--- Exercise description ---
Find all lines in the listing that include the word "styles", then copy them.

▬▬▬▬▬▬▬▬▬▬

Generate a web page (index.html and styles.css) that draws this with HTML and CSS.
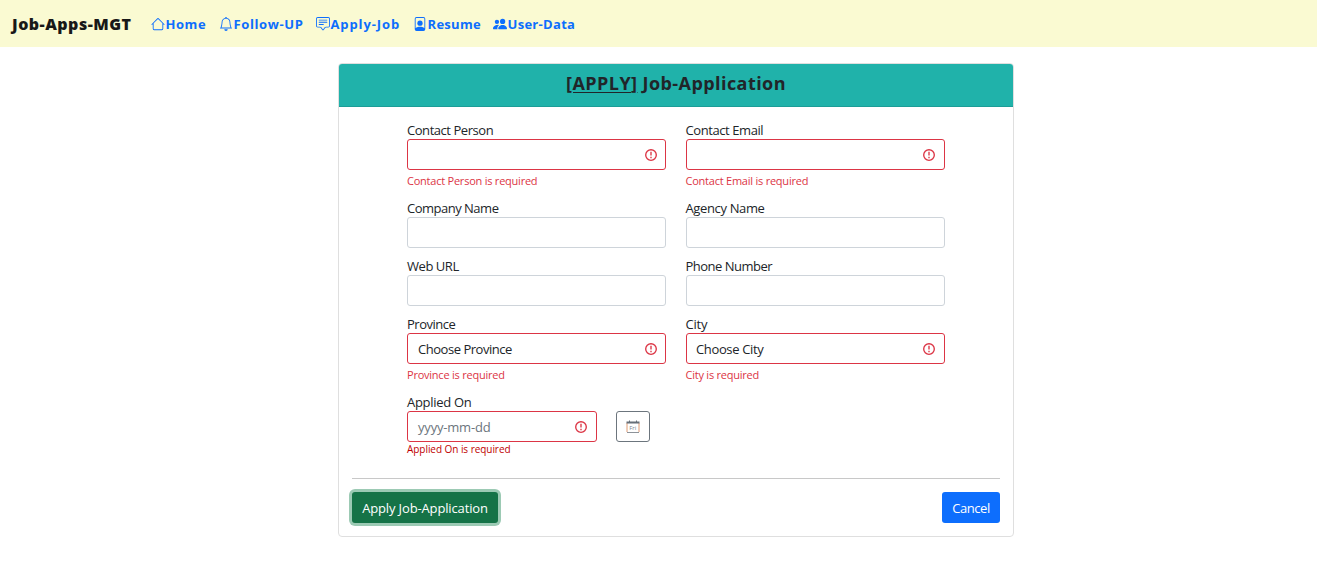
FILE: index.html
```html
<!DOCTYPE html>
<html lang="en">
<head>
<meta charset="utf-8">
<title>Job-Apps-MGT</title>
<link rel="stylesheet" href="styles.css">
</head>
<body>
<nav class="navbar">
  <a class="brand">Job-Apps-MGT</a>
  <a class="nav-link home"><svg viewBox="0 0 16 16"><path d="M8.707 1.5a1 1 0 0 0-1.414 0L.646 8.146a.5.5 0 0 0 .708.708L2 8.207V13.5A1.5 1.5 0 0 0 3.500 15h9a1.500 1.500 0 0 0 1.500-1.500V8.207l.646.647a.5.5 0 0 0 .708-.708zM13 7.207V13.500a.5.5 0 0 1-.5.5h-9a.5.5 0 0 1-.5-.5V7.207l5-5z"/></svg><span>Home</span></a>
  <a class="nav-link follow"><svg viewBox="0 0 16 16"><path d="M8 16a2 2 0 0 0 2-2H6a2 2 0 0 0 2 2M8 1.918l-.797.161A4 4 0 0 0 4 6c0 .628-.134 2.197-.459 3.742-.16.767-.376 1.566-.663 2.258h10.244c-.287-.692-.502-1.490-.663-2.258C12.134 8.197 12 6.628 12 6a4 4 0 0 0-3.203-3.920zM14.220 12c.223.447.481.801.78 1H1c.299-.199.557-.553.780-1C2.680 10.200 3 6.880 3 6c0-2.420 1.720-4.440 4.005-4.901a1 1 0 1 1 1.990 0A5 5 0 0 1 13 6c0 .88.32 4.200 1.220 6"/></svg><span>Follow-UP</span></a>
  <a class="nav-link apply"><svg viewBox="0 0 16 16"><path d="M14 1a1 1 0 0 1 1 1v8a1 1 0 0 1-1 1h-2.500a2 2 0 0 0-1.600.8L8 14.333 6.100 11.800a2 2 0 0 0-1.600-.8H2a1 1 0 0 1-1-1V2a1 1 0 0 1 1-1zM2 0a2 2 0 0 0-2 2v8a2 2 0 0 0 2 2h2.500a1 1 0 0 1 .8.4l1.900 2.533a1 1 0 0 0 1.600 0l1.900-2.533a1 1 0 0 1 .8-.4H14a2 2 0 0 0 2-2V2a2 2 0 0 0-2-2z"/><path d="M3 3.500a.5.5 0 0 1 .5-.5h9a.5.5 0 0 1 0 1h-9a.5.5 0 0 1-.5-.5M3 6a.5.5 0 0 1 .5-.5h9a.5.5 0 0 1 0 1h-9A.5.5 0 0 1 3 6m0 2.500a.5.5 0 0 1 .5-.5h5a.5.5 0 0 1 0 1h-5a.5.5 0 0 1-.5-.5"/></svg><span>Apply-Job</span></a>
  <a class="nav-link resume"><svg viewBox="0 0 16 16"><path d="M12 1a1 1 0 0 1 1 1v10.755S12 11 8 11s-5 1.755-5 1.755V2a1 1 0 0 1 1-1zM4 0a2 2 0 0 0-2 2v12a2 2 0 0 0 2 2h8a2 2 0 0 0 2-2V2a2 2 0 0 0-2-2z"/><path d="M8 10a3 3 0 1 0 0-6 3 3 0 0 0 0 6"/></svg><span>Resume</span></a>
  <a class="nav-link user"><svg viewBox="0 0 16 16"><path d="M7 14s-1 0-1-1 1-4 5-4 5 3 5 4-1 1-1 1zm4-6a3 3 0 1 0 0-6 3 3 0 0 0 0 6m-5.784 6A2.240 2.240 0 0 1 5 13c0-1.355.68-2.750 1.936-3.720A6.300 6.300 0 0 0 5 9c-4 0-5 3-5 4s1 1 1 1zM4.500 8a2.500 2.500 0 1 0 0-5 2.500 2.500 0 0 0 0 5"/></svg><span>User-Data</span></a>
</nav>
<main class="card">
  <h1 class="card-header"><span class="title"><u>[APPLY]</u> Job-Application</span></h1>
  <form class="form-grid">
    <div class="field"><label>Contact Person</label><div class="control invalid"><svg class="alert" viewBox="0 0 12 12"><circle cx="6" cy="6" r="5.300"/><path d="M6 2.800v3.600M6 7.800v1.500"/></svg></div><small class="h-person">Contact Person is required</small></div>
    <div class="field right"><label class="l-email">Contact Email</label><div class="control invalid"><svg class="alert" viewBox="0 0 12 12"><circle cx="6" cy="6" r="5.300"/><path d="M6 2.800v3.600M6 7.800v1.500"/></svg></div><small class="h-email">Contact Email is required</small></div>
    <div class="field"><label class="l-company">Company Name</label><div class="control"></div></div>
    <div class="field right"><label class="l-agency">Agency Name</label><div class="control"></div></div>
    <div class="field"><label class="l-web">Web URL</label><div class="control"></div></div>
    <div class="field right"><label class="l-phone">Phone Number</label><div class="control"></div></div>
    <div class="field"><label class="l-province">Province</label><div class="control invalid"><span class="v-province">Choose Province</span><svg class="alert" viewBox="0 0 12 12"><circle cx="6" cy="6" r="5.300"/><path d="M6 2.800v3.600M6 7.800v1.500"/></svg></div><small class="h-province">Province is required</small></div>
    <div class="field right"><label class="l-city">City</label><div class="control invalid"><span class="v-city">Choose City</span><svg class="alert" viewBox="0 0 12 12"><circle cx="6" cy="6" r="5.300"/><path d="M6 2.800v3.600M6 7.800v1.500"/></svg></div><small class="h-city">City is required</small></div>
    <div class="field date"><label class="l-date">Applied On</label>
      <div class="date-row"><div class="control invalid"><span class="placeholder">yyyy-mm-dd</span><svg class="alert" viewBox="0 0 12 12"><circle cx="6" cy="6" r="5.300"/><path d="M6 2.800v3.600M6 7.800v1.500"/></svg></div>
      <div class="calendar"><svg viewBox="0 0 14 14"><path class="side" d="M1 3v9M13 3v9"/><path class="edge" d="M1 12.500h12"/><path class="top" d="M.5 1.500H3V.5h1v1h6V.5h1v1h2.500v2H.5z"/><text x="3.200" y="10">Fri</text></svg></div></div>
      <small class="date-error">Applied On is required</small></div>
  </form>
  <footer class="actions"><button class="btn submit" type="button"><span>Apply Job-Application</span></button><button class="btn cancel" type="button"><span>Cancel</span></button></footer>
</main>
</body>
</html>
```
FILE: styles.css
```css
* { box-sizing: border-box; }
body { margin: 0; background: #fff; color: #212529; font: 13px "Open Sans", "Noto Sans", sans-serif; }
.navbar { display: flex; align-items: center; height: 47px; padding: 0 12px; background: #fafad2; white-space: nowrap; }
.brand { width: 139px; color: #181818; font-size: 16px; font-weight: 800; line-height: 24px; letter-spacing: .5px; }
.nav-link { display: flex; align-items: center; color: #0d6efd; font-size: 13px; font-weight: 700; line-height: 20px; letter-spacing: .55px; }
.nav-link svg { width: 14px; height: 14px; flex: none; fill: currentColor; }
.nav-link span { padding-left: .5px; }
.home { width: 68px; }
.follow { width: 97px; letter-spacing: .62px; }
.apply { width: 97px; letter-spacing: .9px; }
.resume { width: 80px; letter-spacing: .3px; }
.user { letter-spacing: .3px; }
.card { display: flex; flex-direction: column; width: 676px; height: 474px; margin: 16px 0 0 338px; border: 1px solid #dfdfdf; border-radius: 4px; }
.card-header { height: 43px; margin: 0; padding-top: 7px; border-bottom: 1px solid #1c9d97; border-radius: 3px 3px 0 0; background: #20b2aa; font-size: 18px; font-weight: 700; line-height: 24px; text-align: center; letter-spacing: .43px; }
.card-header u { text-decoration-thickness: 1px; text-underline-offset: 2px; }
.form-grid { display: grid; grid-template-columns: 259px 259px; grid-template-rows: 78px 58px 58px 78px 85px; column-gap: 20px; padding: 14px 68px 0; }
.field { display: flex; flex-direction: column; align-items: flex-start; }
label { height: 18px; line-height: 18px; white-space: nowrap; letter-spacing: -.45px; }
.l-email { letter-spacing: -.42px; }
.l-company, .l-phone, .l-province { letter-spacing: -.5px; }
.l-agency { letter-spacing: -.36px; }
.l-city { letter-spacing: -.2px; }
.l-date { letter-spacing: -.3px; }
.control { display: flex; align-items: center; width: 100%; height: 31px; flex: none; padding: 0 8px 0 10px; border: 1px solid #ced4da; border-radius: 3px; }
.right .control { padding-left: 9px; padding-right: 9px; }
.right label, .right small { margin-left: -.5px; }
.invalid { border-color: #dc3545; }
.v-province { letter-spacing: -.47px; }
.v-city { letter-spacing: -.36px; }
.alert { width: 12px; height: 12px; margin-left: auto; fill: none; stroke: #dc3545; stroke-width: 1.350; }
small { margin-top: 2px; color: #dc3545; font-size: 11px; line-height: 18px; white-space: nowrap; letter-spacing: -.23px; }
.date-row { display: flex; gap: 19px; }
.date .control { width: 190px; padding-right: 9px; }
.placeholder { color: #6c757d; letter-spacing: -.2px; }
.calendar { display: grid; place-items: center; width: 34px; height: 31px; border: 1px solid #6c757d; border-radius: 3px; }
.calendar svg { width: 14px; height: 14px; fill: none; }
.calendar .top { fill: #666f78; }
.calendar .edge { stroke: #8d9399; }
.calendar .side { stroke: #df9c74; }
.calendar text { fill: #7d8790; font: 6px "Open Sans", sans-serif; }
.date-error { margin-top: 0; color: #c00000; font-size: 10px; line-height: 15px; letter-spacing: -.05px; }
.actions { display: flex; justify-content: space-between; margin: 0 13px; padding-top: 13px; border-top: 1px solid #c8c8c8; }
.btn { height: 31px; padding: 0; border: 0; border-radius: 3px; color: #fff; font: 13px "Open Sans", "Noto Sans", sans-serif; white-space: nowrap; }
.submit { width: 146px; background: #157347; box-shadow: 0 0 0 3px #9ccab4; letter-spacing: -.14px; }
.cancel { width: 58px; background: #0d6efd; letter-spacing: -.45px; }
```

▬▬▬▬▬▬▬▬▬▬

--- Response for this exercise ---
Generate a web page (index.html and styles.css) that draws this with HTML and CSS.
<link rel="stylesheet" href="styles.css">
FILE: styles.css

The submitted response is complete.